I had an interesting conversation with an acquaintance who is leaving his job for a new venture. The venture involves providing wifi connections at interstate highway rest stops. Apparently there will be two ways of accessing the web: by using your wifi-enabled laptop directly or by using special kiosks set up at each rest stop. I'm told that so far Minnesota, Iowa and Nevada are interested in this. A way cool idea.

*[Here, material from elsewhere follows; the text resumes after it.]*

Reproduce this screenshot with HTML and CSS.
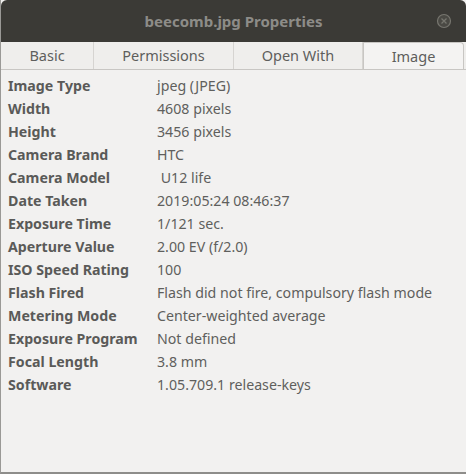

This got me thinking about internet usage while on the road. We have a laptop which we use to access the web when wifi is available. Access is spotty for us since we spend a fair amount of time in barely accessible locations. There isn't a rule of thumb one can use to anticipate where you'll be able to find a wifi connection: you can find any number of them in remote Moab, Utah (one of my favorite experiences in Moab is sitting outside on the shady lawn of the public library doing my internet thing), but can't find any in one of Michigan's major tourist destinations, Makinaw City. Our experience with wifi at restaurants and campgrounds is such that I don't expect much. I think we get reliable connections maybe half the time. I understand that an alternative to wifi is connecting to the web via a cell phone. It sounds handy but is probably very expensive.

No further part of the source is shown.